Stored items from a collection
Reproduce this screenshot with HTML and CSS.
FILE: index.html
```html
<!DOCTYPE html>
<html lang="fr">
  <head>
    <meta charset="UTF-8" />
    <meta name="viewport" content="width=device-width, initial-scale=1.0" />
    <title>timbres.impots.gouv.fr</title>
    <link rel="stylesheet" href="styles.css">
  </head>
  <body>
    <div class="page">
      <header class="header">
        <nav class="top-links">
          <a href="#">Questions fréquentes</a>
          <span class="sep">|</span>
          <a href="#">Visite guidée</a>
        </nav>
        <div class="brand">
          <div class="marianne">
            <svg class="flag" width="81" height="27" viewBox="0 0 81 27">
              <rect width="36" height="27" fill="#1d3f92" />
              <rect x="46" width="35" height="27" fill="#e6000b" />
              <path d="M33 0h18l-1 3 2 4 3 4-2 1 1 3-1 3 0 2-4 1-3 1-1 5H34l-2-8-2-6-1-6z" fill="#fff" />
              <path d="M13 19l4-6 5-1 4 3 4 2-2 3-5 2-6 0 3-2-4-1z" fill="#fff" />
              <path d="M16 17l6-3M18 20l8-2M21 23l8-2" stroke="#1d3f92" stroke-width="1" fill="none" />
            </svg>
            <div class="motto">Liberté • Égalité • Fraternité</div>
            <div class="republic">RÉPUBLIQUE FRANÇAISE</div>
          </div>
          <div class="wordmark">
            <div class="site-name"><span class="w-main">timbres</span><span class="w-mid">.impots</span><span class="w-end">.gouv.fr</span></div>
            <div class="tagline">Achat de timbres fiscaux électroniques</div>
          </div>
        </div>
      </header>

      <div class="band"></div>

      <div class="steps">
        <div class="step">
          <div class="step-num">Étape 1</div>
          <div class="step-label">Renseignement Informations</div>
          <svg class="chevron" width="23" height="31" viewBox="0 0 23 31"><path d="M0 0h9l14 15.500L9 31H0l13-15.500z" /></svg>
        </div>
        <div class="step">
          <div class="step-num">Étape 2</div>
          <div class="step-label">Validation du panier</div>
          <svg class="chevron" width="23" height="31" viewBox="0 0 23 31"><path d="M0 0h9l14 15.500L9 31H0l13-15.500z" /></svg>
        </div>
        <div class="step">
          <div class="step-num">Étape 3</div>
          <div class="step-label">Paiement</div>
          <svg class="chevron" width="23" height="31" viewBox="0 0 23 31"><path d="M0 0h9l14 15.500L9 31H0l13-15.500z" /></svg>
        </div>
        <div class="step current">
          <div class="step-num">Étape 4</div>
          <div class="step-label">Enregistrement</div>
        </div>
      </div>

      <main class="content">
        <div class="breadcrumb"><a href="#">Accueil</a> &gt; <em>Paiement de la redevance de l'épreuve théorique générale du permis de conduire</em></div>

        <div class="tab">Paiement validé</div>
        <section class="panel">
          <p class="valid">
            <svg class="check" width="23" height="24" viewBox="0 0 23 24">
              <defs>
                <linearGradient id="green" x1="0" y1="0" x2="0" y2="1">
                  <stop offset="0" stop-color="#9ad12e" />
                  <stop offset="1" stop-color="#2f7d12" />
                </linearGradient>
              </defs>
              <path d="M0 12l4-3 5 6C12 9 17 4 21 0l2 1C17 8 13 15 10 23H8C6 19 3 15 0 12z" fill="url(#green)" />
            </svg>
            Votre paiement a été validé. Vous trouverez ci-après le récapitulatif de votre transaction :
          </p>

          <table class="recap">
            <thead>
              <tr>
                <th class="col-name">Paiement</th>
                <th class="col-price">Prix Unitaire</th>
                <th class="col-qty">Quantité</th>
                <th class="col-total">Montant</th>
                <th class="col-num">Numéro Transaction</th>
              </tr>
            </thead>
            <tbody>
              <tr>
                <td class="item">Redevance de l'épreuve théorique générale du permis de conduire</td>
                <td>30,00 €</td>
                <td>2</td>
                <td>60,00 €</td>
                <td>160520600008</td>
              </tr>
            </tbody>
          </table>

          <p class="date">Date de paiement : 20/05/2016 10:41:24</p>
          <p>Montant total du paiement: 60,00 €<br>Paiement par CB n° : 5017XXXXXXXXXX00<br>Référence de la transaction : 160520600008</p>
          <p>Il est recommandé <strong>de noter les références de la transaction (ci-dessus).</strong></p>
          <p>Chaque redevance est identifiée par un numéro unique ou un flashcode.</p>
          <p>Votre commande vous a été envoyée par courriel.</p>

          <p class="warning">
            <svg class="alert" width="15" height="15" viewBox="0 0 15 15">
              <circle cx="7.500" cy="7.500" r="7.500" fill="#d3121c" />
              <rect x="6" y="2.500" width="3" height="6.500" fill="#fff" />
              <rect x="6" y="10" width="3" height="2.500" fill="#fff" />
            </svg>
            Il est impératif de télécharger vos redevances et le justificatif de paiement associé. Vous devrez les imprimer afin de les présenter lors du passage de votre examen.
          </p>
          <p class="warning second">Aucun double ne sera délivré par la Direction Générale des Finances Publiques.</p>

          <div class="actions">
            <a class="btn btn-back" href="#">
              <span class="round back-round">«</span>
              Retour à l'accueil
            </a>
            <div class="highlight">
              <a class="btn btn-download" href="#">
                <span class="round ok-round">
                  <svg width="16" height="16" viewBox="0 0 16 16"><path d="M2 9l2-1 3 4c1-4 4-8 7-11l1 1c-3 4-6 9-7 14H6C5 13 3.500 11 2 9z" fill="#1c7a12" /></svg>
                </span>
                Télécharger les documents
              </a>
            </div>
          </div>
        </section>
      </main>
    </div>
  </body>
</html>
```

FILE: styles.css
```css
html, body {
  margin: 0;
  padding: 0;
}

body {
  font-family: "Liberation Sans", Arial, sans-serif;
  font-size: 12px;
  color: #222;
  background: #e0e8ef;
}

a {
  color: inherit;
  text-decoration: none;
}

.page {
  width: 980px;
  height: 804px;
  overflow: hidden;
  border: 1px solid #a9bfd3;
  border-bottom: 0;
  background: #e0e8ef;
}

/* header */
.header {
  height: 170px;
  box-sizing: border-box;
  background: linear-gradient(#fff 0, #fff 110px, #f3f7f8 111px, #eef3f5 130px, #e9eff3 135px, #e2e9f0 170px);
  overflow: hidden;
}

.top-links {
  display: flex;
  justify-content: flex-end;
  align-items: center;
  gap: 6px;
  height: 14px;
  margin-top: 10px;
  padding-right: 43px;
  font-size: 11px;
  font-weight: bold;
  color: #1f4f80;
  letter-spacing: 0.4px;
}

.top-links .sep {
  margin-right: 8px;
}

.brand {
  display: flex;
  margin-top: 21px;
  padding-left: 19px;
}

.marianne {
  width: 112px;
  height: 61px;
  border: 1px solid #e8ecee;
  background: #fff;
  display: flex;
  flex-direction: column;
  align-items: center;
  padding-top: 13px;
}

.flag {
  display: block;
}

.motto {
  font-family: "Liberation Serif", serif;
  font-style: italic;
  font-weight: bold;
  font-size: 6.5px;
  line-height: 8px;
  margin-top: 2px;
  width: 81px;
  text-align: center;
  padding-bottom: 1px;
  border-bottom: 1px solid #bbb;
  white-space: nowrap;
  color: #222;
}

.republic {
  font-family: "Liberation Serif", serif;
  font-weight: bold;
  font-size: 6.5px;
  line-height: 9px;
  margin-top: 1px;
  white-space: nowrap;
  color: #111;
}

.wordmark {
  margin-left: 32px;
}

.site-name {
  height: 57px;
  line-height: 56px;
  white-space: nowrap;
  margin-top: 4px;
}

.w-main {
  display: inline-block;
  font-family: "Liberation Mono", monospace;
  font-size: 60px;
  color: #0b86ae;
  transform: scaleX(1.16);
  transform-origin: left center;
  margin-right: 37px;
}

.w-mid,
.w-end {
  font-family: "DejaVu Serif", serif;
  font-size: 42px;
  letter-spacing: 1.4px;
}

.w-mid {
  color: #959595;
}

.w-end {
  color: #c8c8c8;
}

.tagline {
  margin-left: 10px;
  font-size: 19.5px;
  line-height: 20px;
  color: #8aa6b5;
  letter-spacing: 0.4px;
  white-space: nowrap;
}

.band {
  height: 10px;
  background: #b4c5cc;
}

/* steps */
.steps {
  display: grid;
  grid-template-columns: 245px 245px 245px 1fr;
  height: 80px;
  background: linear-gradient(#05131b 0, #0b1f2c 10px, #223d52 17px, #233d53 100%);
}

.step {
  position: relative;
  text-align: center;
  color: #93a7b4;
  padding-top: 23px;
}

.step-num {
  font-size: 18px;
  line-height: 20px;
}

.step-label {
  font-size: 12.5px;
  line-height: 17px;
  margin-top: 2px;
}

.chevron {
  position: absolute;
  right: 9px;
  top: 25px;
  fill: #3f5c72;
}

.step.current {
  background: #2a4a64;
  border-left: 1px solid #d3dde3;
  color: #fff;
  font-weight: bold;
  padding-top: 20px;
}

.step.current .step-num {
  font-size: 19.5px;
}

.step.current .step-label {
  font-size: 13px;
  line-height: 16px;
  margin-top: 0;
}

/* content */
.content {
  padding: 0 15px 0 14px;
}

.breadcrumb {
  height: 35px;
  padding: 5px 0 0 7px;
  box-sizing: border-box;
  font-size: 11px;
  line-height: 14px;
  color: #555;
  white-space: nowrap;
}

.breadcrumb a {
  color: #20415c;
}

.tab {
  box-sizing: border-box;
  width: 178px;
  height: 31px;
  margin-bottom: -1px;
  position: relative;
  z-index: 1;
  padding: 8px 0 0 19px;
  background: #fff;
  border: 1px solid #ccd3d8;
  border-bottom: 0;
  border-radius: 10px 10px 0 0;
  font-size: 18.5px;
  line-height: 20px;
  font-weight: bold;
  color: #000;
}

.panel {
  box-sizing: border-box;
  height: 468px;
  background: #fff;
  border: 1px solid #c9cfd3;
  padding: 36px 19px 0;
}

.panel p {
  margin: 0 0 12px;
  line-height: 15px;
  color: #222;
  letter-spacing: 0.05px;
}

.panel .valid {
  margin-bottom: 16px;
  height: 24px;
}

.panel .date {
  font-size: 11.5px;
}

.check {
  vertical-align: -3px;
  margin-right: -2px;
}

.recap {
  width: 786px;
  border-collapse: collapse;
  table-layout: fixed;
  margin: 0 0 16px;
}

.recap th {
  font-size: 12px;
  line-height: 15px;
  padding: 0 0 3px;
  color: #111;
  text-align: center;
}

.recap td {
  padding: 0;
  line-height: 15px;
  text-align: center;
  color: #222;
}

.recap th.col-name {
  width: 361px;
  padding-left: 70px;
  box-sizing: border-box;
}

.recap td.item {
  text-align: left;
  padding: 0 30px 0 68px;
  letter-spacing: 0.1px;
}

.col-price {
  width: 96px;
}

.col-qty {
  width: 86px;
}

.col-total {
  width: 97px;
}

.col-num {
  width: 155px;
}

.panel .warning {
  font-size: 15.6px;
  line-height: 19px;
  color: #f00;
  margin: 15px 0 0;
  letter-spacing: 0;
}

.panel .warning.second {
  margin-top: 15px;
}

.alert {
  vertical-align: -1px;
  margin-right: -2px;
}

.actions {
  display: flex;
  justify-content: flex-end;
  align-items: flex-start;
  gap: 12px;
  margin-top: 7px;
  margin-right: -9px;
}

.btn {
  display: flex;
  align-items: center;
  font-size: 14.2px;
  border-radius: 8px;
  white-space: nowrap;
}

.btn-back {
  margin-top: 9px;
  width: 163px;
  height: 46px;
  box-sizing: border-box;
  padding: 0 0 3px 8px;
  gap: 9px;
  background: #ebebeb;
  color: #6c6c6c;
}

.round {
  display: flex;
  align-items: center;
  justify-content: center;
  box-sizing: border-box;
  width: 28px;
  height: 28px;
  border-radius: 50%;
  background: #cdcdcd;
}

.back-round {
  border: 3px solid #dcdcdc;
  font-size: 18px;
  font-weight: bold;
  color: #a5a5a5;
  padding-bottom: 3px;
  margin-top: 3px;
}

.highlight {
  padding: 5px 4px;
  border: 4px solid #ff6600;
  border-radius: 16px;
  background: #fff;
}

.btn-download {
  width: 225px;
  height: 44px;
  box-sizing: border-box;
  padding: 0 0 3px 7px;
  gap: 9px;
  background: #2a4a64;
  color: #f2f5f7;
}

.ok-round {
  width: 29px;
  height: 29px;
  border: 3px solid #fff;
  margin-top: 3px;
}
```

==

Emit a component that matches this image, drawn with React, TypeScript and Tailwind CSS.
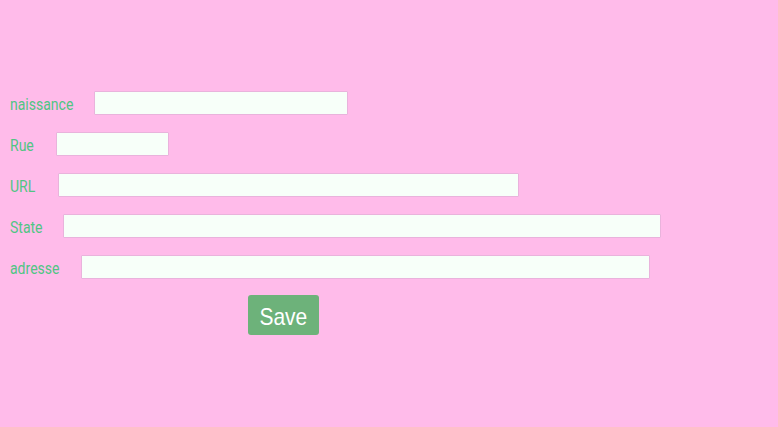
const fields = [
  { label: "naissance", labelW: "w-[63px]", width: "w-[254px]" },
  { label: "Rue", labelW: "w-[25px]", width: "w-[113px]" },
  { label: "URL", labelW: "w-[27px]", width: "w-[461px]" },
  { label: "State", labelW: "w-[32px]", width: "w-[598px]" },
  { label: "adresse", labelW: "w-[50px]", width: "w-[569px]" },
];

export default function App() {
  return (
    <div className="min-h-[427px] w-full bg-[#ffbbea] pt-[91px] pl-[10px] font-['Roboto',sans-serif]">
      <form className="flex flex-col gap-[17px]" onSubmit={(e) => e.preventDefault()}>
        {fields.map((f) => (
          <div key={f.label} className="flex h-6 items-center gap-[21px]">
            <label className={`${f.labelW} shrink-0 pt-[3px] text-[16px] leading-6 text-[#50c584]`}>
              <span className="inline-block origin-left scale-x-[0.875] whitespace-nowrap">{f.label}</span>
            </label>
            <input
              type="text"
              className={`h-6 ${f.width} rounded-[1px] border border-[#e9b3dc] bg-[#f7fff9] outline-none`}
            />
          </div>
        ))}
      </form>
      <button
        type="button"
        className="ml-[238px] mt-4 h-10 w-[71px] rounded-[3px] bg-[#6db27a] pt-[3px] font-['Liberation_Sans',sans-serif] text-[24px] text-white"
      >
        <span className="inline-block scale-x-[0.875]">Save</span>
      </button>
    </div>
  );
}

» WORK TO BE COMPLETED: Search the data above for the string "with" and return every line that has it.

» TASK ANSWER:
Reproduce this screenshot with HTML and CSS.
Emit a component that matches this image, drawn with React, TypeScript and Tailwind CSS.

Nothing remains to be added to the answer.